■ **Dataset excerpt**:
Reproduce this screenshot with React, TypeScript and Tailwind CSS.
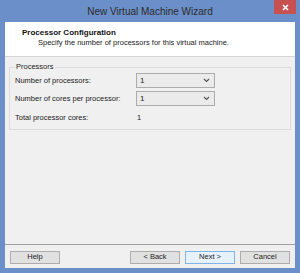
import React from "react";

const font = { fontFamily: '"Segoe UI", "Liberation Sans", Arial, sans-serif' };

function Combo({ value }: { value: string }) {
  return (
    <div className="w-[79px] h-[15px] flex items-center justify-between border border-[#acacac] bg-[#ebebeb] pl-[3px] pr-[4px]">
      <span className="text-[8px] text-[#222]">{value}</span>
      <svg width="7" height="5" viewBox="0 0 7 5">
        <path d="M1 1 L3.5 3.5 L6 1" stroke="#555" strokeWidth="1.2" fill="none" />
      </svg>
    </div>
  );
}

function Btn({ label, focused }: { label: string; focused?: boolean }) {
  return (
    <button
      className={
        "w-[50px] h-[13px] flex items-center justify-center text-[7.5px] text-[#222] border " +
        (focused ? "border-[#7eb4ea] bg-[#e5f1fb]" : "border-[#adadad] bg-[#e1e1e1]")
      }
    >
      {label}
    </button>
  );
}

export default function App() {
  return (
    <div style={font} className="w-[300px] h-[273px] bg-[#6b8fc8] flex flex-col px-[5px] pb-[5px]">
      <div className="relative h-[22px] flex items-center justify-center">
        <span className="text-[10px] text-[#2b2b2b]">New Virtual Machine Wizard</span>
        <div className="absolute right-[-1px] top-0 w-[22px] h-[14px] bg-[#c75050] flex items-center justify-center">
          <svg width="7" height="7" viewBox="0 0 7 7">
            <path d="M1 1 L6 6 M6 1 L1 6" stroke="#fff" strokeWidth="1.6" />
          </svg>
        </div>
      </div>
      <div className="flex-1 flex flex-col bg-[#f0f0f0]">
        <div className="h-[35px] bg-white border-b border-[#d5d5d5] pl-[17px] pt-[6px]">
          <div className="text-[8px] font-bold text-[#111] leading-[10px]">Processor Configuration</div>
          <div className="text-[7.5px] text-[#222] leading-[10px] pl-[16px]">
            Specify the number of processors for this virtual machine.
          </div>
        </div>
        <fieldset className="mx-[4px] mt-[5px] border border-[#dcdcdc] pl-[5px] h-[68px]">
          <legend className="text-[7.5px] text-[#222] px-[1px] leading-[10px]">Processors</legend>
          <div className="flex flex-col gap-[3px] pt-[1px]">
            <div className="flex items-center h-[15px]">
              <span className="w-[121px] text-[7.5px] text-[#222]">Number of processors:</span>
              <Combo value="1" />
            </div>
            <div className="flex items-center h-[15px]">
              <span className="w-[121px] text-[7.5px] text-[#222]">Number of cores per processor:</span>
              <Combo value="1" />
            </div>
            <div className="flex items-center h-[15px] mt-[1px]">
              <span className="w-[122px] text-[7.5px] text-[#222]">Total processor cores:</span>
              <span className="text-[7.5px] text-[#222]">1</span>
            </div>
          </div>
        </fieldset>
        <div className="flex-1" />
        <div className="border-t border-[#a0a0a0] h-[24px] flex items-center px-[5px] pt-[1px]">
          <Btn label="Help" />
          <div className="flex-1" />
          <div className="flex gap-[5px]">
            <Btn label="< Back" />
            <Btn label="Next >" focused />
            <Btn label="Cancel" />
          </div>
        </div>
      </div>
    </div>
  );
}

■ **Your task**: Extract all lines from the material above that include the word "this".

■ **Written answer**:
Reproduce this screenshot with React, TypeScript and Tailwind CSS.
            Specify the number of processors for this virtual machine.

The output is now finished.